Por uma vida e uma literatura livres, desabitadas pelo poder
À literatura talvez não caiba uma intimidade excessiva com o poder, a ponto de já não saber se diferenciar dele. Ao discurso literário também não cabe se confundir por completo com o discurso político, com suas afirmações incisivas, suas certezas indubitáveis, seus dogmatismos. Escritores e políticos são feitos de carnes distintas, e sobretudo dispõem de distintas línguas. O que vimos em anos recentes, uma cultura que abdicou de liberdades e dispensou elementos artísticos para incidir sobre o presente, escritores e artistas dissipando complexidades e se associando ao jornalismo para denunciar o exercício atroz do poder, tudo isso teve decerto sua razão de ser, mas é possível que tenha encontrado seu limite.
Por anos me vi a defender a necessidade de uma literatura ocupada, de uma arte ocupada pelos tremores do presente. Em tempos excepcionais, historicamente determinados, a arte se engaja, a arte se transforma para tentar dar novos rumos a uma sociedade, para promover guinadas no debate público. Como ruas e praças têm suas funções alteradas quando o povo as ocupa, também a arte ocupada muda de função, torna-se território inesperado para o embate político. Mas chega o dia em que ruas e praças se esvaziam e recuperam seu movimento habitual, enchem-se de outra vida. Chega o dia em que a arte se desocupa e recupera seu silêncio original, ponto de partida para seu próximo discurso.
Me pergunto, ainda timidamente, se será tempo de desocupar a literatura dessa política mais ruidosa e rasteira, dessa política que não é e não será sinônimo da vida. Não para que se torne alienada ou acrítica, frívola ou indiferente, mas para que possa chegar a ser algo mais do que tem sido. Para que nela desponte enfim a experiência em sua amplitude, para que nela caiba a máxima diversidade de afetos e perspectivas. Para que nela ganhe espaço também aquilo que há de eminentemente político no cotidiano, no comum, aquilo que também se deixou sufocar pelas disputas partidárias e pelo rumor interminável das notícias. E o mesmo talvez valha para a vida em si, não apenas para a literatura. Me pergunto se não será tempo de desocupar a vida dessas muitas urgências oficiais, para que possamos voltar a existir livres e desabitados pelo poder.

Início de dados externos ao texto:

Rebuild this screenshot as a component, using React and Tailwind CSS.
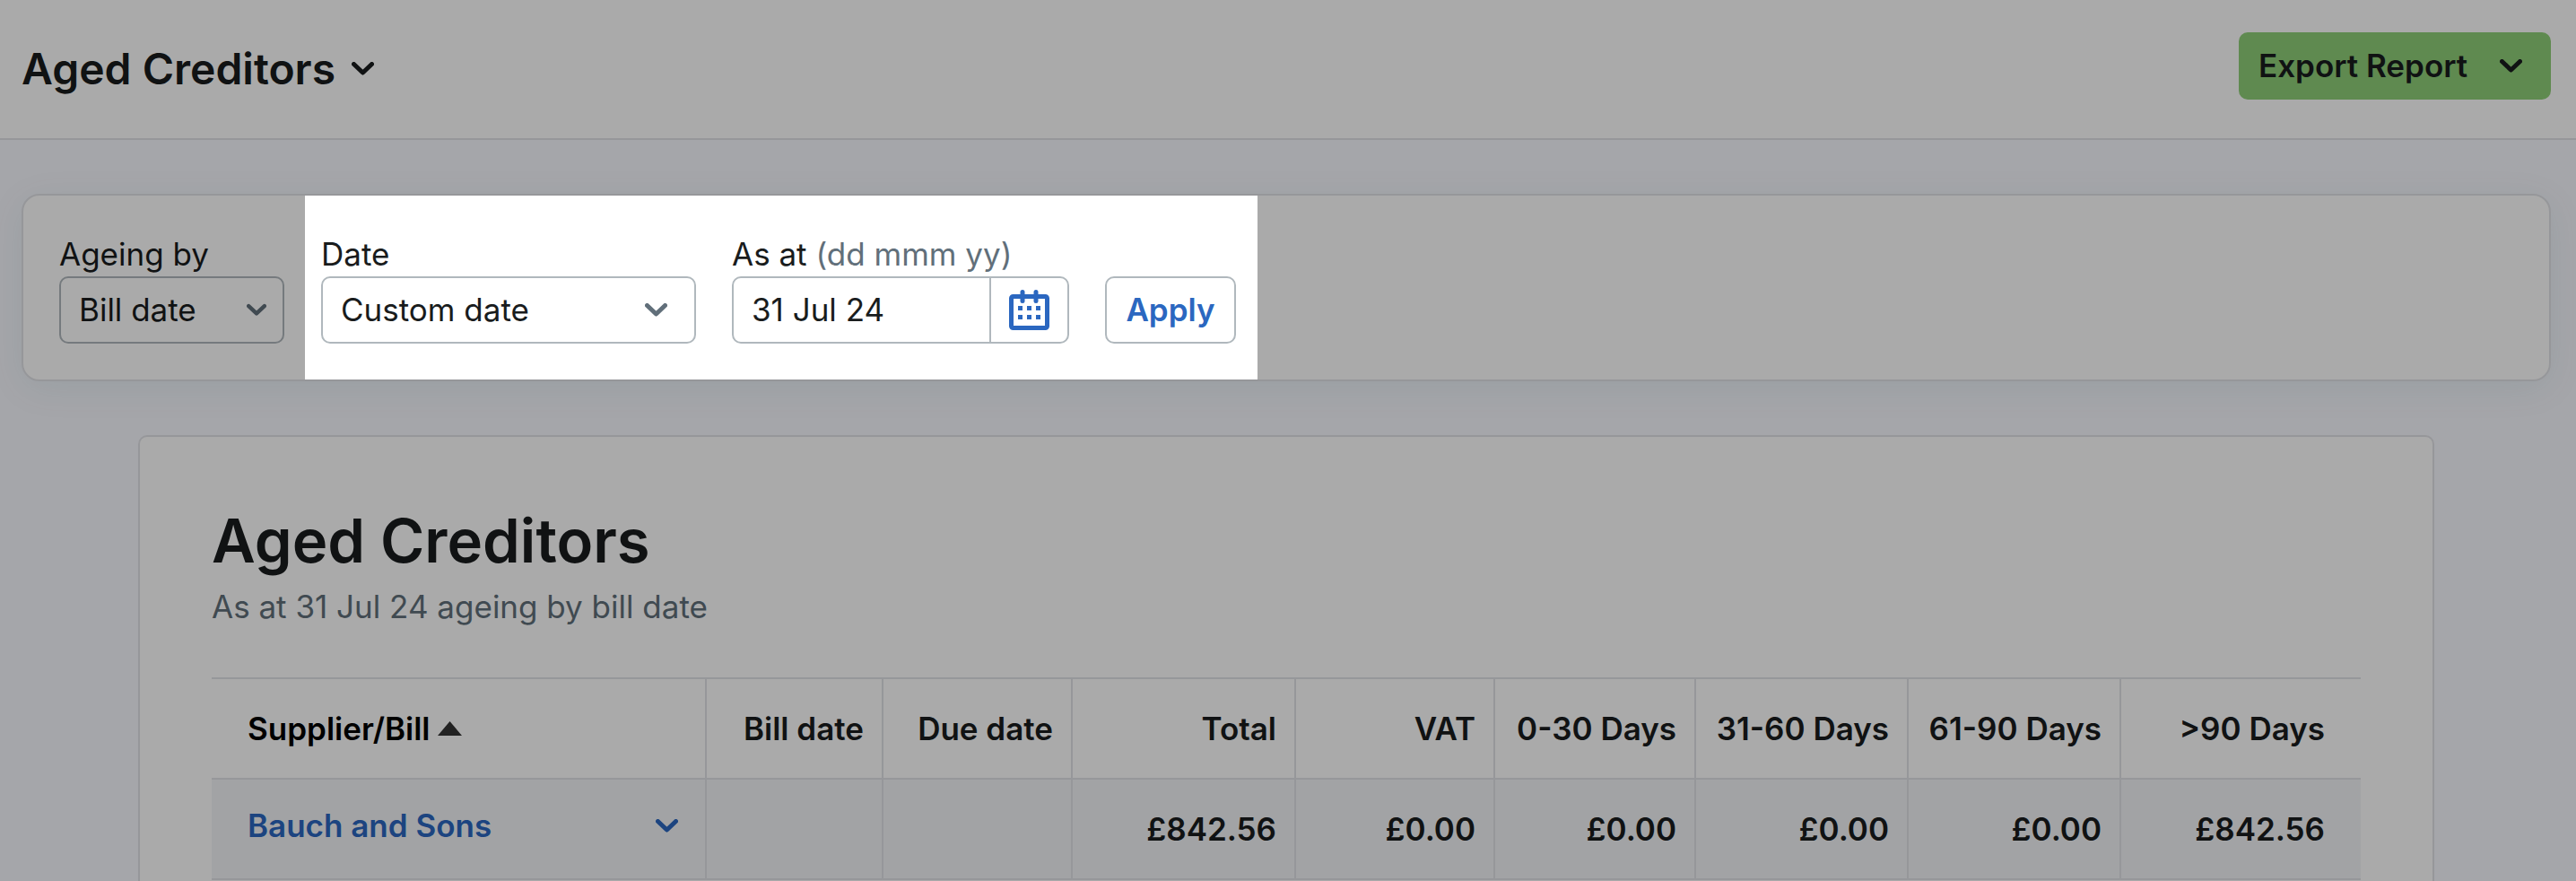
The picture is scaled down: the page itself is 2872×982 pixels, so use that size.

Caminhando a passo lento entre sujeitos eriçados, ofuscado pela aura das figuras eminentes, eu era um homem solitário. O que eu queria era sair dali e me juntar a todos os escritores ausentes daquele almoço, me juntar a todas as pessoas que existem distantes daquele mundo, à revelia daquele mundo, e que não têm por que dissipar tanto pensamento nas escaramuças do poder. Queria me juntar de novo à turba e com ela me distrair, celebrar brevemente que a atrocidade já não está apta a chegar à presidência, e então observar a limpidez dos céus e ouvir o aprazível silêncio das ruas.